11 декабря следует окончательное царское распоряжение, которое Чернышёв передаёт Бенкендорфу: «Государь император высочайше повелеть соизволил оставить их <двух дворовых> в военном ведомстве, но с тем, чтоб не были употреблены во фронтовую службу, а в нестроевую в каких-либо заведениях, к чему по усмотрению военного начальства способными окажутся»[280]
.Судьба Денисова и Ефимова решена: теперь им суждено окончить свой век на нижних ступенях военной иерархии — возможно, поварами, сторожами, мелкими служителями…
Меж тем ретивый Чернышёв уже распорядился и насчёт майора Платона Митькова и опять же — о поэме «Гавриилияда» (так! В последующей канцелярской переписке попадаются и другие наименования — «Гаврильада», «Гаврильяда»…).

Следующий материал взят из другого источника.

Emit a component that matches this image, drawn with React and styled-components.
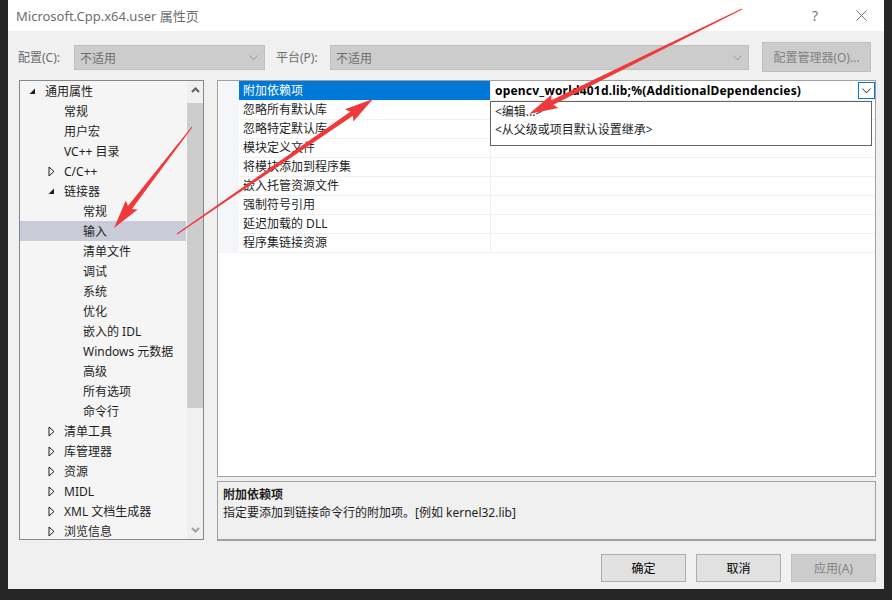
import styled, { createGlobalStyle } from "styled-components";

const GlobalStyle = createGlobalStyle`
  body {
    margin: 0;
    background: #262626;
    font-family: "Noto Sans", "Noto Sans CJK SC", sans-serif;
    font-size: 12px;
    color: #1e1e1e;
  }
`;

const Page = styled.div`
  position: relative;
  width: 892px;
  height: 600px;
  overflow: hidden;
`;

const Dialog = styled.div`
  margin-left: 8px;
  width: 876px;
  height: 589px;
  background: #f0f0f0;
  display: flex;
  flex-direction: column;
`;

const TitleBar = styled.div`
  height: 31px;
  background: #fff;
  display: flex;
  align-items: center;
  padding-left: 8px;
  font-size: 13px;
  color: #6e6e6e;
`;

const TitleButtons = styled.div`
  margin-left: auto;
  display: flex;
`;

const TitleButton = styled.div`
  width: 46px;
  height: 31px;
  display: flex;
  align-items: center;
  justify-content: center;
  color: #777;
  font-size: 14px;
`;

const ConfigBar = styled.div`
  height: 49px;
  display: flex;
  align-items: flex-start;
  padding: 14px 0 0 10px;
  box-sizing: border-box;
`;

const ConfigLabel = styled.div`
  width: ${(p) => p.$w}px;
  margin-left: ${(p) => p.$ml || 0}px;
  height: 25px;
  line-height: 25px;
  color: #6d6d6d;
`;

const Combo = styled.div`
  width: ${(p) => p.$w}px;
  height: 25px;
  box-sizing: border-box;
  background: #cccccc;
  border: 1px solid #bfbfbf;
  display: flex;
  align-items: center;
  padding: 0 6px 0 5px;
  color: #6d6d6d;
  span {
    flex: 1;
  }
`;

const ConfigButton = styled.div`
  margin-left: 13px;
  width: 109px;
  height: 30px;
  margin-top: -3px;
  box-sizing: border-box;
  background: #cccccc;
  border: 1px solid #bfbfbf;
  color: #838383;
  display: flex;
  align-items: center;
  justify-content: center;
`;

const Main = styled.div`
  display: flex;
  gap: 13px;
  padding: 0 8px 0 11px;
  height: 461px;
`;

const TreePanel = styled.div`
  width: 185px;
  height: 460px;
  box-sizing: border-box;
  border: 1px solid #828790;
  background: #f5f5f5;
  display: flex;
`;

const TreeList = styled.div`
  flex: 1;
  overflow: hidden;
`;

const TreeRow = styled.div`
  height: 20px;
  display: flex;
  align-items: center;
  padding-left: ${(p) => 9 + p.$level * 19}px;
  margin-right: 1px;
  background: ${(p) => (p.$selected ? "#c9cbd9" : "transparent")};
  white-space: nowrap;
`;

const Expander = styled.div`
  width: 16px;
  height: 20px;
  display: flex;
  align-items: center;
  justify-content: flex-start;
  flex-shrink: 0;
`;

const ScrollBar = styled.div`
  width: 16px;
  background: #f0f0f0;
  display: flex;
  flex-direction: column;
  align-items: stretch;
`;

const ScrollArrow = styled.div`
  height: 18px;
  display: flex;
  align-items: center;
  justify-content: center;
`;

const ScrollThumb = styled.div`
  margin-top: 4px;
  height: 305px;
  background: #cdcdcd;
`;

const ScrollSpace = styled.div`
  flex: 1;
`;

const RightColumn = styled.div`
  flex: 1;
  display: flex;
  flex-direction: column;
  gap: 4px;
`;

const GridPanel = styled.div`
  position: relative;
  height: 397px;
  box-sizing: border-box;
  border: 1px solid #a0a0a0;
  background: #fff;
`;

const GridRow = styled.div`
  display: grid;
  grid-template-columns: 21px 252px 1fr;
  height: 19px;
`;

const Margin = styled.div`
  background: #f4f6fa;
`;

const NameCell = styled.div`
  box-sizing: border-box;
  border-bottom: 1px solid #f0f0f0;
  border-right: 1px solid #f0f0f0;
  padding: 1px 0 0 4px;
  line-height: 18px;
  white-space: nowrap;
  background: ${(p) => (p.$selected ? "#0078d7" : "transparent")};
  color: ${(p) => (p.$selected ? "#fff" : "#1e1e1e")};
`;

const ValueCell = styled.div`
  box-sizing: border-box;
  border-bottom: 1px solid #f0f0f0;
  padding-left: 4px;
  line-height: 18px;
  font-weight: bold;
  color: #000;
  display: flex;
  align-items: center;
  span {
    flex: 1;
    padding-top: 1px;
    letter-spacing: 0.2px;
  }
`;

const DropButton = styled.div`
  width: 17px;
  height: 17px;
  box-sizing: border-box;
  border: 1px solid #0078d7;
  background: #fff;
  display: flex;
  align-items: center;
  justify-content: center;
`;

const Popup = styled.div`
  position: absolute;
  left: 272px;
  top: 20px;
  width: 382px;
  height: 45px;
  box-sizing: border-box;
  border: 1px solid #646464;
  background: #fff;
  padding-top: 1px;
`;

const PopupItem = styled.div`
  height: 18px;
  line-height: 18px;
  padding-left: 4px;
  color: #1e1e1e;
`;

const DescBox = styled.div`
  height: 60px;
  box-sizing: border-box;
  border: 1px solid #a0a0a0;
  border-bottom: 2px solid #a0a0a0;
  background: #f0f0f0;
  padding: 4px 0 0 5px;
`;

const DescTitle = styled.div`
  font-weight: bold;
  line-height: 18px;
`;

const DescText = styled.div`
  line-height: 18px;
`;

const Footer = styled.div`
  display: flex;
  justify-content: flex-end;
  gap: 10px;
  padding: 13px 8px 0 0;
`;

const Button = styled.div`
  width: 85px;
  height: 28px;
  box-sizing: border-box;
  border: 1px solid ${(p) => (p.$disabled ? "#bfbfbf" : "#adadad")};
  background: ${(p) => (p.$disabled ? "#cccccc" : "#e1e1e1")};
  color: ${(p) => (p.$disabled ? "#838383" : "#000")};
  display: flex;
  align-items: center;
  justify-content: center;
`;

const Overlay = styled.svg`
  position: absolute;
  left: 0;
  top: 0;
  pointer-events: none;
`;

const Chevron = ({ color = "#888", up = false }) => (
  <svg width="9" height="6" viewBox="0 0 9 6">
    <polyline
      points={up ? "0.5,5.5 4.5,1 8.5,5.5" : "0.5,0.5 4.5,5 8.5,0.5"}
      fill="none"
      stroke={color}
      strokeWidth="1"
    />
  </svg>
);

const ScrollChevron = ({ up }) => (
  <svg width="9" height="6" viewBox="0 0 9 6">
    <polyline
      points={up ? "1,5 4.5,1.5 8,5" : "1,1 4.5,4.5 8,1"}
      fill="none"
      stroke={up ? "#606060" : "#a0a0a0"}
      strokeWidth="2"
    />
  </svg>
);

const ExpandedIcon = () => (
  <svg width="7" height="7" viewBox="0 0 7 7">
    <polygon points="6,0.5 6,6 0.5,6" fill="#1e1e1e" />
  </svg>
);

const CollapsedIcon = () => (
  <svg width="7" height="11" viewBox="0 0 7 11">
    <polygon points="1,1 6,5.5 1,10" fill="none" stroke="#1e1e1e" strokeWidth="1" />
  </svg>
);

const tree = [
  { label: "通用属性", level: 0, icon: "open" },
  { label: "常规", level: 1 },
  { label: "用户宏", level: 1 },
  { label: "VC++ 目录", level: 1 },
  { label: "C/C++", level: 1, icon: "closed" },
  { label: "链接器", level: 1, icon: "open" },
  { label: "常规", level: 2 },
  { label: "输入", level: 2, selected: true },
  { label: "清单文件", level: 2 },
  { label: "调试", level: 2 },
  { label: "系统", level: 2 },
  { label: "优化", level: 2 },
  { label: "嵌入的 IDL", level: 2 },
  { label: "Windows 元数据", level: 2 },
  { label: "高级", level: 2 },
  { label: "所有选项", level: 2 },
  { label: "命令行", level: 2 },
  { label: "清单工具", level: 1, icon: "closed" },
  { label: "库管理器", level: 1, icon: "closed" },
  { label: "资源", level: 1, icon: "closed" },
  { label: "MIDL", level: 1, icon: "closed" },
  { label: "XML 文档生成器", level: 1, icon: "closed" },
  { label: "浏览信息", level: 1, icon: "closed" },
];

const props = [
  "附加依赖项",
  "忽略所有默认库",
  "忽略特定默认库",
  "模块定义文件",
  "将模块添加到程序集",
  "嵌入托管资源文件",
  "强制符号引用",
  "延迟加载的 DLL",
  "程序集链接资源",
];

// tapered red annotation arrow, tail -> tip
const arrowPoints = (tx, ty, px, py) => {
  const dx = px - tx;
  const dy = py - ty;
  const len = Math.hypot(dx, dy);
  const ux = dx / len;
  const uy = dy / len;
  const nx = -uy;
  const ny = ux;
  const headLen = 26;
  const bx = px - ux * headLen;
  const by = py - uy * headLen;
  const cx = px - ux * (headLen + 3);
  const cy = py - uy * (headLen + 3);
  const pts = [
    [tx + nx * 0.5, ty + ny * 0.5],
    [bx + nx * 2.5, by + ny * 2.5],
    [cx + nx * 7.5, cy + ny * 7.5],
    [px, py],
    [cx - nx * 7.5, cy - ny * 7.5],
    [bx - nx * 2.5, by - ny * 2.5],
    [tx - nx * 0.5, ty - ny * 0.5],
  ];
  return pts.map((p) => p.map((v) => v.toFixed(1)).join(",")).join(" ");
};

const arrows = [
  [192, 127, 114, 228],
  [177, 234, 373, 99],
  [742, 9, 529, 114],
];

export default function App() {
  return (
    <Page>
      <GlobalStyle />
      <Dialog>
        <TitleBar>
          Microsoft.Cpp.x64.user 属性页
          <TitleButtons>
            <TitleButton>?</TitleButton>
            <TitleButton>
              <svg width="11" height="11" viewBox="0 0 11 11">
                <path d="M0.5 0.5 L10.5 10.5 M10.5 0.5 L0.5 10.5" stroke="#777" strokeWidth="1" />
              </svg>
            </TitleButton>
          </TitleButtons>
        </TitleBar>

        <ConfigBar>
          <ConfigLabel $w={56}>配置(C):</ConfigLabel>
          <Combo $w={191}>
            <span>不适用</span>
            <Chevron color="#999" />
          </Combo>
          <ConfigLabel $w={54} $ml={11}>平台(P):</ConfigLabel>
          <Combo $w={419}>
            <span>不适用</span>
            <Chevron color="#999" />
          </Combo>
          <ConfigButton>配置管理器(O)...</ConfigButton>
        </ConfigBar>

        <Main>
          <TreePanel>
            <TreeList>
              {tree.map((item, i) => (
                <TreeRow key={i} $level={item.level} $selected={item.selected}>
                  <Expander>
                    {item.icon === "open" && <ExpandedIcon />}
                    {item.icon === "closed" && <CollapsedIcon />}
                  </Expander>
                  {item.label}
                </TreeRow>
              ))}
            </TreeList>
            <ScrollBar>
              <ScrollArrow>
                <ScrollChevron up />
              </ScrollArrow>
              <ScrollThumb />
              <ScrollSpace />
              <ScrollArrow>
                <ScrollChevron />
              </ScrollArrow>
            </ScrollBar>
          </TreePanel>

          <RightColumn>
            <GridPanel>
              {props.map((name, i) => (
                <GridRow key={name}>
                  <Margin />
                  <NameCell $selected={i === 0}>{name}</NameCell>
                  <ValueCell>
                    {i === 0 && (
                      <>
                        <span>opencv_world401d.lib;%(AdditionalDependencies)</span>
                        <DropButton>
                          <Chevron color="#333" />
                        </DropButton>
                      </>
                    )}
                  </ValueCell>
                </GridRow>
              ))}
              <Popup>
                <PopupItem>&lt;编辑...&gt;</PopupItem>
                <PopupItem>&lt;从父级或项目默认设置继承&gt;</PopupItem>
              </Popup>
            </GridPanel>
            <DescBox>
              <DescTitle>附加依赖项</DescTitle>
              <DescText>指定要添加到链接命令行的附加项。[例如 kernel32.lib]</DescText>
            </DescBox>
          </RightColumn>
        </Main>

        <Footer>
          <Button>确定</Button>
          <Button>取消</Button>
          <Button $disabled>应用(A)</Button>
        </Footer>
      </Dialog>

      <Overlay width="892" height="600" viewBox="0 0 892 600">
        {arrows.map((a, i) => (
          <polygon key={i} points={arrowPoints(...a)} fill="#f0393b" />
        ))}
      </Overlay>
    </Page>
  );
}
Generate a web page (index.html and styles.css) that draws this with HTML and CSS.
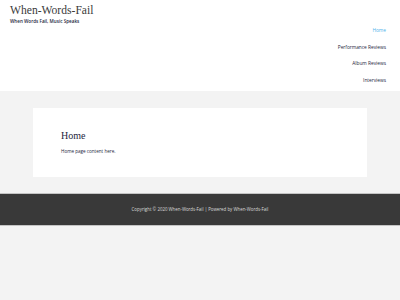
FILE: index.html
```html
<!DOCTYPE html>
<html lang="en">
<head>
    <meta charset="UTF-8">
    <meta name="viewport" content="width=device-width, initial-scale=1.0">
    <title>When-Words-Fail</title>
    <link rel="stylesheet" href="styles.css">
</head>
<body>
    <header class="site-header">
        <div class="branding">
            <div class="site-title">When-Words-Fail</div>
            <div class="site-tagline">When Words Fail, Music Speaks</div>
        </div>
        <nav class="main-nav">
            <a href="#" class="current">Home</a>
            <a href="#">Performance Reviews</a>
            <a href="#">Album Reviews</a>
            <a href="#">Interviews</a>
        </nav>
    </header>

    <main class="site-content">
        <article class="page-card">
            <h1>Home</h1>
            <p>Home page content here.</p>
        </article>
    </main>

    <footer class="site-footer">
        Copyright &copy; 2020 When-Words-Fail | Powered by When-Words-Fail
    </footer>
</body>
</html>
```

FILE: styles.css
```css
html, body {
    margin: 0;
    padding: 0;
    background-color: #f3f3f3;
    font-family: "Open Sans", Arial, sans-serif;
}
.site-header {
    display: flex;
    justify-content: space-between;
    align-items: flex-start;
    background-color: #ffffff;
    height: 91px;
    padding: 0 14px 0 10px;
    box-sizing: border-box;
}
.branding {
    padding-top: 4px;
}
.site-title {
    font-family: "Liberation Serif", "DejaVu Serif", serif;
    font-size: 11.6px;
    line-height: 14px;
    color: #3a3a3a;
}
.site-tagline {
    font-size: 4.6px;
    line-height: 6px;
    color: #23263d;
    font-weight: 600;
}
.main-nav {
    display: flex;
    flex-direction: column;
    align-items: flex-end;
    padding-top: 22px;
}
.main-nav a {
    font-size: 4.8px;
    line-height: 16.6px;
    color: #23263d;
    text-decoration: none;
}
.main-nav a.current {
    color: #4fb2ea;
}
.site-content {
    padding: 17px 33px 16px;
}
.page-card {
    background-color: #ffffff;
    height: 69px;
    padding: 22px 28px 0;
    box-sizing: border-box;
}
.page-card h1 {
    margin: 0;
    font-family: "Liberation Serif", "DejaVu Serif", serif;
    font-weight: normal;
    font-size: 10px;
    line-height: 12px;
    color: #23263d;
}
.page-card p {
    margin: 6px 0 0;
    font-size: 4.6px;
    line-height: 6px;
    color: #23263d;
}
.site-footer {
    background-color: #393939;
    border-top: 1px solid #c4c4c4;
    border-bottom: 1px solid #c4c4c4;
    height: 31px;
    color: #d9d9d9;
    font-size: 4.4px;
    line-height: 31px;
    text-align: center;
}
```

Третий Митьков в конце 1828 года служил в 25-м егерском полку, в составе сводной дивизии 5-го пехотного корпуса, расположенной в Туле и её окрестностях. 8 декабря командиру дивизии «генерал-лейтенанту и кавалеру Набокову» был отправлен приказ Чернышёва — допросить майора Митькова, отобрать книгу «Гавриилияда», выяснить, от кого он её получил и нет ли ещё других списков. «В случае отказа г. Митькова, что он означенной книги не имеет и не имел, ваше превосходительство не оставите внушить ему, что он может быть уличён в противном, и тогда подвергнет себя законной ответственности. Спрос же его о сём приказать ему содержать в тайне во избежание строжайшей ответственности»[281]
Тайны, как видим, требуют с куда большей энергией, нежели признания…
19 декабря Набоков отвечал, что майор Митьков набирает рекрут в Саратове. Только 23 января 1829 года он был вызван к генералу и дал письменные показания. Предъявленный майору «вопросный пункт» генерал-лейтенанта Набокова, после перечисления того, чем интересуется Петербург, сразу завершался формулой: «При том подтверждаю, что, ежели вы отзовётесь неимением сей рукописи <„Гавриилиады“>, то можете быть уличены…» Как видим, Набоков действует совсем не так, как предписывает Чернышёв: последний хотел, чтобы Митькова сначала спросили по существу дела, и только потом, если не ответит,— пригрозить ему «уликами»; именно таким образом, кстати, строились последовательные допросы самого Пушкина насчёт «Гавриилиады». Если бы Митьков «заперся» и дал показания только под давлением, это ясно выявило бы для высшего начальства его облик, «опасные настроения». Однако командир дивизии как будто и не замечает плана Чернышёва, но сразу же, задавая вопросы, предостерегает майора от опасных запирательств и намекает на существование улик. Можно с большим основанием предположить, что прежде письменного допроса был откровенный устный, и генерал Набоков как-то предупредил подчинённого. Во избежание же новых вопросов и придирок Петербурга генерал вместе с присылкой митьковского ответа довольно прозрачно намекнул, что больше не будет исполнять полицейские функции, а предоставляет это самому Чернышёву: показания Митькова сопровождались рапортом, извещавшим, что майор «уволен по прежде поданной им по команде просьбе в отпуск в Санкт-Петербург на 20 дней», и теперь, когда Валентин и Платон Митьковы окажутся в одном доме, военные власти вольны задавать новые вопросы.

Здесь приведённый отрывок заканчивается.